Evaluating bank/consulting → product pivots using peer case studies

i’ve read enough peer case studies to see patterns in successful pivots from banking or consulting into product management. the ones that landed at top firms all translated one or two domain wins into product metrics: revenue impact, user growth, or operational efficiency. their case studies emphasized role-specific artifacts (roadmaps, specs, post-launch metrics) and concrete collaborations with engineers or designers, even if informal. those who failed often had great strategy sense but no artifacts tying their work to product outcomes. learning from peers, i recommend building 2–3 short case studies that map past work to product KPIs and practicing a 3-minute pitch that turns consulting/banking jargon into product outcomes.

which past project of yours could be reframed as a product case study?

so many people think ‘i did analysis, therefore product.’ here’s the ugly truth: analysis without a follow-through metric is wallpaper. recruiters want to see an impact loop: your action → measurable outcome → next steps. if you can’t write that in one paragraph for a past project, you don’t have a case study — you have a memory. reframe work into product language or pack it away until you can.

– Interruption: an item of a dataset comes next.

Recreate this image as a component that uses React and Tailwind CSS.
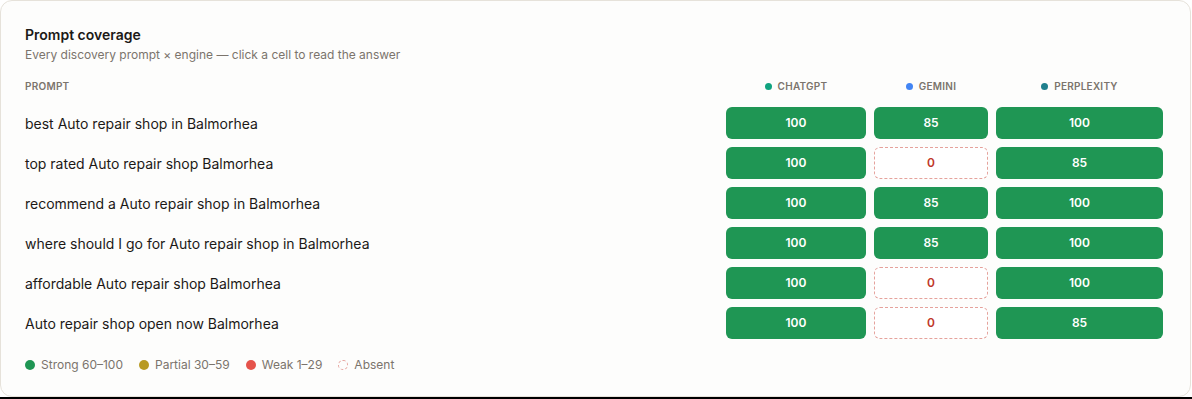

and before anyone asks, a 20-slide gedanken roadmap doesn’t count. show one end-to-end story: hypothesis, experiment, result. i’ve passed on “great thinkers” for hires who couldn’t explain actual outcomes. be ruthless about evidence.

when advising on pivots, i emphasize translating domain work into product terms. start by identifying the user (who benefited), the metric (what changed), and the mechanism (what you did). for a financial model, the user could be an internal stakeholder whose decision-making time decreased; the metric might be decision cycles shortened or error rates reduced; the mechanism is the model itself. then craft a one-page case study: context, hypothesis, your intervention, measurable result, and what you’d do next as a PM. practicing this story aloud refines the language and helps interviewers see the product through your prior experience.

you have transferable wins—start small, turn one project into a clear case, and you’ll be surprised how fast doors open!

i once shifted a valuation model into a product story by focusing on stakeholder time saved. i distilled a 10-page model into a 2-slide before/after: decision time dropped by x days. interviewers loved it because it showed user focus. the trick: stop being proud of complexity and be proud of clarity.

in reviewing 30 peer transitions, successful candidates demonstrated three common elements: a concise case study mapping actions to a user metric, at least one small artifact (prototype, dashboard, spec), and references who could vouch for cross-functional collaboration. quantitatively, candidates who presented a prototype or dashboard had a 2.5x higher callback rate than those who only described projects. focus on converting one past project into a measurable product outcome and, if possible, produce a minimal artifact to support it.